Nato forces in South Eastern Europe should be increased, Bulgarian President Plevneliev says

Nato forces in South Eastern Europe should be increased, Bulgarian President Plevneliev says

By Clive Leviev-Sawyer of the Sofia Globe

Increasing Nato forces in the South Eastern Europe region, conducting more joint exercises and making more active use of joint military facilities in Bulgaria were among proposals put forward by Bulgarian President Rossen Plevneliev at a meeting of head of state of eight Central and Eastern European countries that are members of Nato.

The meeting in Warsaw on July 22 was held to prepare for the Nato summit to be held in September in Wales. The forum involved the heads of state of Bulgaria, Estonia, Latvia, Lithuania, Poland, Romania, Slovakia, Hungary and the Czech Republic.

Events in Ukraine had shown that “we cannot take peace and security in Europe for granted,” Plevneliev said.

He said that the countries of the alliance should remain united and determined to prevent a subsequent escalation of the conflict in Ukraine.

The heads of state agreed that technological modernisation was essential to keep Nato as the most effective and capable military alliance in the world. This required setting aside at least two per cent of the GDP of the member countries for defence while 20 per cent of the military budget should be earmarked for capital spending and modernisation.

Plevneliev emphasised that Bulgaria would gradually increase its defence spending to 1.5 per cent of GDP by 2015, with a subsequent increase of 0.1 per cent a year to reach the intended level of two per cent and to achieve a level of 15 per cent of the defence budget being set aside for capital spending.

The rapid development of a common plan for Nato action, and the adoption of action plans in emergency situations by individual member states are important steps towards improving overall security, Plevneliev said. Bulgaria was already working with Romania to reach such an agreement, which will increase integration and the defence capabilities of the two countries.

Plevneliev backed the continuation of Nato’s “Open Doors” policy, which strengthens the partnership and commitment to reforms in the candidate countries for membership. He said that Nato should establish a clear time frame for the future accession of Montenegro to Nato.

There was general support for the declaration by US president Barack Obama in June that he was ready to invest in a $1 billion increase in the defence capabilities of the partners from Eastern Europe, to deploy additional forces and participate in more military exercises, and to encourage the development of the defence potential of Georgia, Moldova and Ukraine.

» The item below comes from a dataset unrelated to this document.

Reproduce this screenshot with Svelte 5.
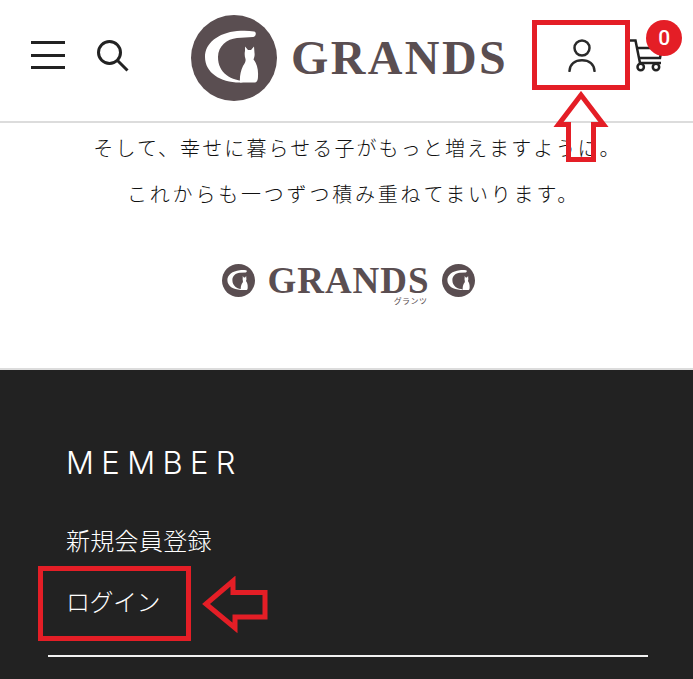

Polish president Bronislaw Komorowski said after the meeting that he and his counterparts from the eight CEE countries had agreed that Nato’s eastern flank must be strengthened in the light of the ongoing Russia-Ukraine conflict.

Ahead of the meeting, Lithuanian president Dalia Grybauskaitė said that Europe was betraying its own values and was trading security for profit, which allows Russia to effectively employ the “buy and rule” strategy.

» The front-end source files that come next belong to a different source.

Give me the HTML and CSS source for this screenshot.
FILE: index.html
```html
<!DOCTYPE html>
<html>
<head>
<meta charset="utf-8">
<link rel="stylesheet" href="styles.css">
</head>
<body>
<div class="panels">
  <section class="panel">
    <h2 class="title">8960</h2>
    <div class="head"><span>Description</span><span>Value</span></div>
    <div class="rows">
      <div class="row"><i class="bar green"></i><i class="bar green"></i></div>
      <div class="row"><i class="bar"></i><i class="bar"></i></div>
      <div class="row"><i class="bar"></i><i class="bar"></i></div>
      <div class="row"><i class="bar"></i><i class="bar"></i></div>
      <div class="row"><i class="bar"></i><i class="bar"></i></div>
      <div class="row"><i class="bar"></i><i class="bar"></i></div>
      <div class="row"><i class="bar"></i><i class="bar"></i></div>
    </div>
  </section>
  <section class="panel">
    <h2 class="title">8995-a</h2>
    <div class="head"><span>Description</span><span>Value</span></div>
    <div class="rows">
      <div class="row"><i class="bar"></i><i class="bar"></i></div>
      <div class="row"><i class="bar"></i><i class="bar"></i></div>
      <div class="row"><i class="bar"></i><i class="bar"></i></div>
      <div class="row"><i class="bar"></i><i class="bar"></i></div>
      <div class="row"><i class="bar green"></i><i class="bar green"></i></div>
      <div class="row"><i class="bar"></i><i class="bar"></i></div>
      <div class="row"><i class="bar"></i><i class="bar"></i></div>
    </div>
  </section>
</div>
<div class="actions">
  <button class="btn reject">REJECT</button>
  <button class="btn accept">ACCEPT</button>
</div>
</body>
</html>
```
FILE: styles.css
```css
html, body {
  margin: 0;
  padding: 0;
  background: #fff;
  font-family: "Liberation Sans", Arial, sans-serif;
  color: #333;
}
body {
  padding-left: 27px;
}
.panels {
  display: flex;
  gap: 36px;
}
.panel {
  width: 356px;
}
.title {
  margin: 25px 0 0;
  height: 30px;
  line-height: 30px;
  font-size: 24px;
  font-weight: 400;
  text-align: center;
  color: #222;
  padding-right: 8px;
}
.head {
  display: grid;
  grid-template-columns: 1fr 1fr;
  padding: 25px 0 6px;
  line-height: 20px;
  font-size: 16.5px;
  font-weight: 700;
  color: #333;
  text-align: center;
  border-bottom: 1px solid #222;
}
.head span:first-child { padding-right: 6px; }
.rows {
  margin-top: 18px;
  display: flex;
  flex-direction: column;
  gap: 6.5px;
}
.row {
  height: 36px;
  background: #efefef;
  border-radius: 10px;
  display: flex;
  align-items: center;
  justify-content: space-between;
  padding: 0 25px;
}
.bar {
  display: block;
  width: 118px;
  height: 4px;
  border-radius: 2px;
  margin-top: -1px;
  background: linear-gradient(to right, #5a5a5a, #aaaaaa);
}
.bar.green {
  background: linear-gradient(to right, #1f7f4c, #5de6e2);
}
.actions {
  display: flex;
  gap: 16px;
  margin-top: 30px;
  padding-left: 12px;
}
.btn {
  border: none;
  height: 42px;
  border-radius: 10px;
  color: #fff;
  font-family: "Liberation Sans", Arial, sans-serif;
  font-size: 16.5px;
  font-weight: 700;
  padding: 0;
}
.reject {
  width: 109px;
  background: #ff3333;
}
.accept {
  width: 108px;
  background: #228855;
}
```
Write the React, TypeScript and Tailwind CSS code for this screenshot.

“We must put a stop to this. All European countries must realise that, in the wake of such brutality against a civilian aircraft, we, the Europeans, must stop the mistralisation of our policies,” Grybauskaitė told Lithuanian national radio LRT before leaving for a summit of regional leaders in Warsaw, the Lithuania Tribune reported.

On July 21, Romania’s president Traian Basescu criticised the EU for a soft stance toward Russia’s president Vladimir Putin, after the downing of a Malaysian airliner with nearly 300 people on board in territory held by pro-Russian forces in Ukraine last week.